After three years of collaboration with ‘Junoon — arts at play with schools’, cinematographer Ajay Noronha has stopped being surprised at how bright, open and forthcoming the children are.

The Pune edition of the festival will take place between November 4-10 and Noronha is a part of ‘Meet the Artist’ segment. He will be interacting with kids of Delhi Public School on November 9.

When asked what he has planned for the interaction, Noronha says, “I am trained as a cinematographer and make my own documentary films. What I share with the kids is the idea of multiple perspectives. As an introduction, I give them a peek into what a cinematographer does. But, eventually, all I want them is to escape the school atmosphere, and ask questions.”

Find your story
As a cinematographer and photographer, Noronha creates images and emotions. That’s his way of telling stories. And, he wants kids to find their stories, starting with, ‘Where do we get our stories from’. “One way is to get them to think of the fact that they can get their stories from ‘where they come’. Get them to share the stories of or told by their ajji-ajoba, nana-nani, or dadu-dadi,” he explains.
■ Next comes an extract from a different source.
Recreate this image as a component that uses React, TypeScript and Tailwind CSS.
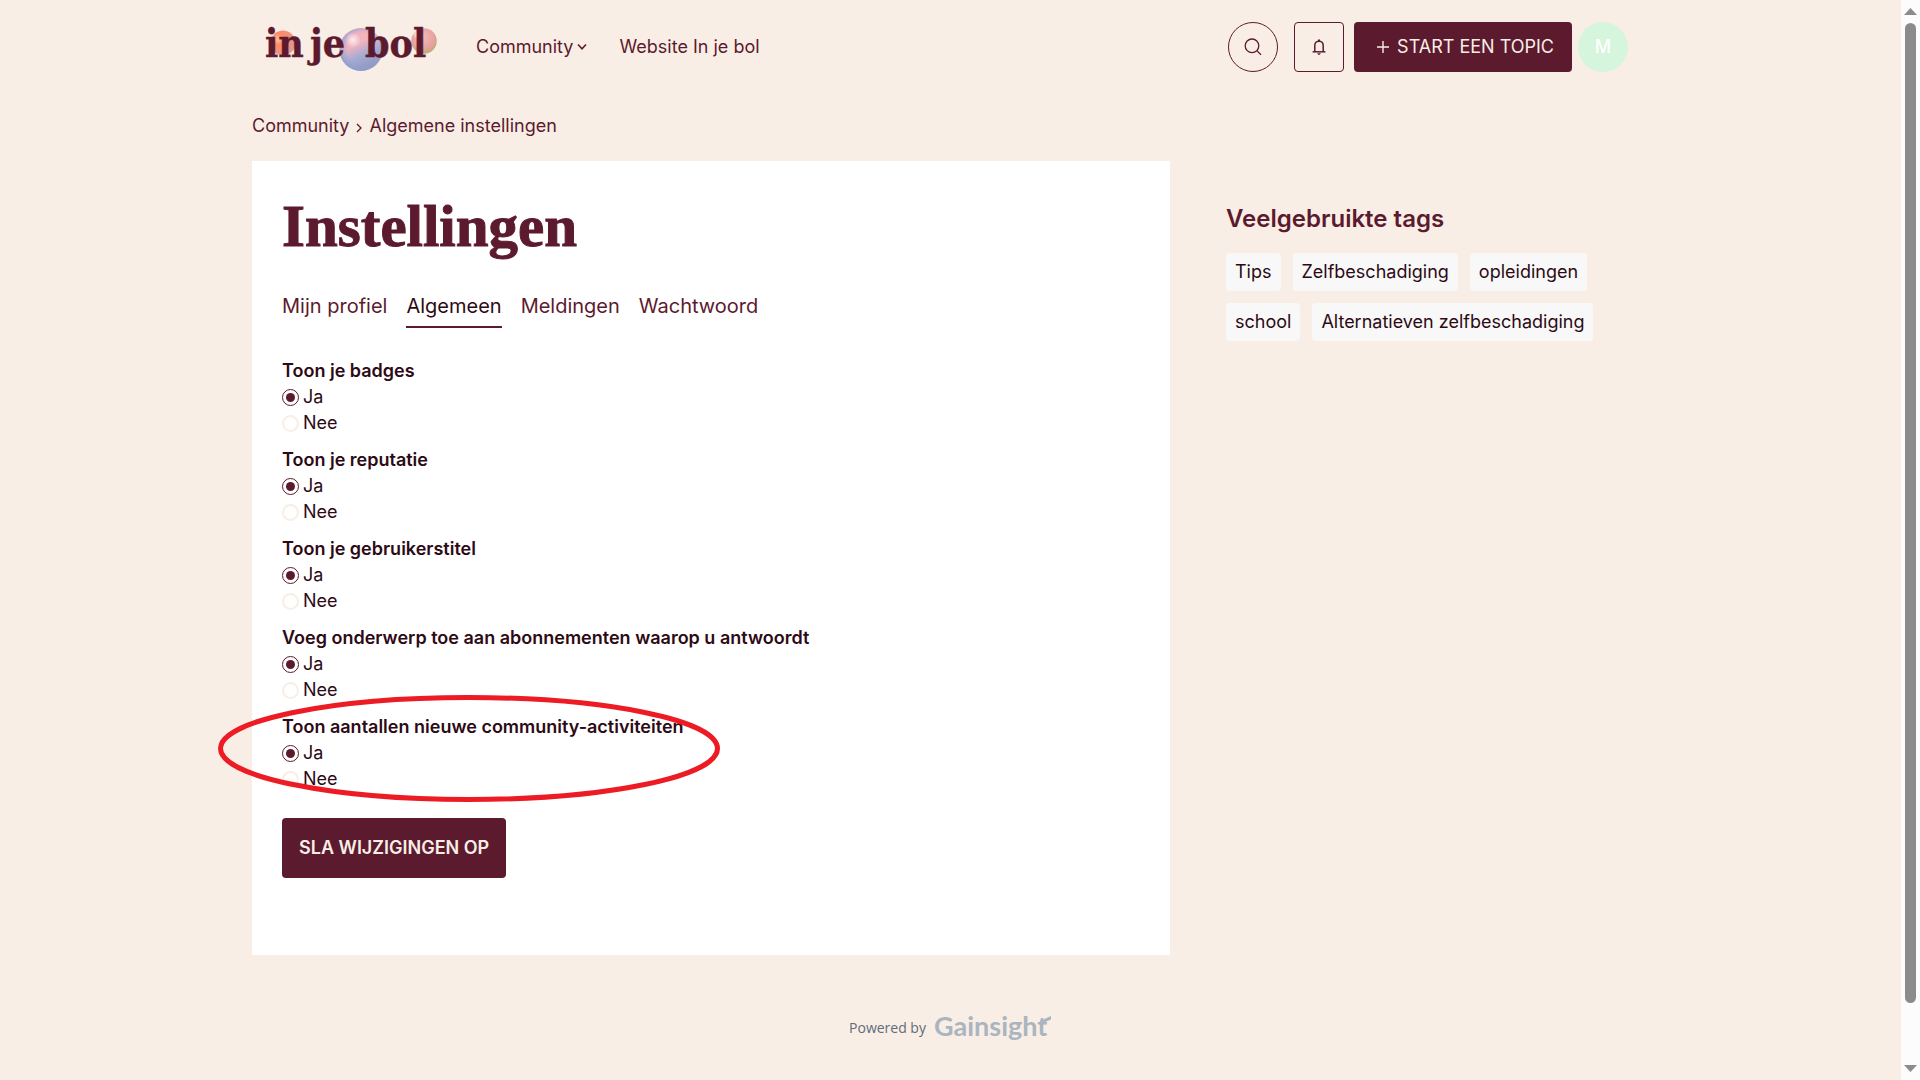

Next step is to make the students aware of the dangers of a single narrative. “The idea is to get them to see things from different points of views. I start off with myself; I tell them not to take whatever I say as the complete truth. Talk to different people and you might get to see different sides of the stories. I want the children to move from ‘one’ to a binary, which is ‘two’. And, then get them to think of several possibilities in between,” says the cinematographer of Hindi film Ferrari ki Sawari.

Many shades of grey
Noronha wants children to know that life is really in greys and it’s not fair to take a position — like or dislike, you are with me or against me. “Is it as simple as that? While I am discussing this with the students, I am also encouraging teachers to think about it — the hard positions that everyone is increasingly forced to take,” he explains.

His solution is to ask questions. “It’s important to ask questions and take nothing at face value. Only when one questions, can some true learning take place,” Noronha points out.

The Mumbai-based cinematographer has worked with Seeds of Peace, an organisation that works with children from conflict-ridden zones of India, Pakistan, Afghanistan, Israel and Palestine. He discusses this side of the story with the older students.

Says he, “I worked with Seeds of Peace. My interest has broadened and deepened and I have been working independently and exploring, making my next film around the idea of home — longing and belonging. What does it mean to have a home? What does it mean to leave a home? This story is set in Israel and Palestine. I try to make teens understand the privileges that we take for granted. ‘Get up in the morning, put on the uniform and get into school bus and reach school’. Whereas when you are in Palestine, you can’t take any of this for granted.”

Screening of documentaries
Noronha might also screen a clipping or two from his documentaries. “If necessary, to make a point, I might screen clips from my documentary — A picture of you. It might help them to think of their own childhood or to think about, ‘where they come from’. I also have a small, three-minute clip of what I have shot in Israel-Palestine — because what we get to hear from these parts, Kashmir and North-east is — terrorism.

But one’s not going beyond that to say that there are people living there and trying to live as normal lives as they can. The bottomline is that I want the children to ask questions, to find out what’s happening in the world around them,” he says and concludes.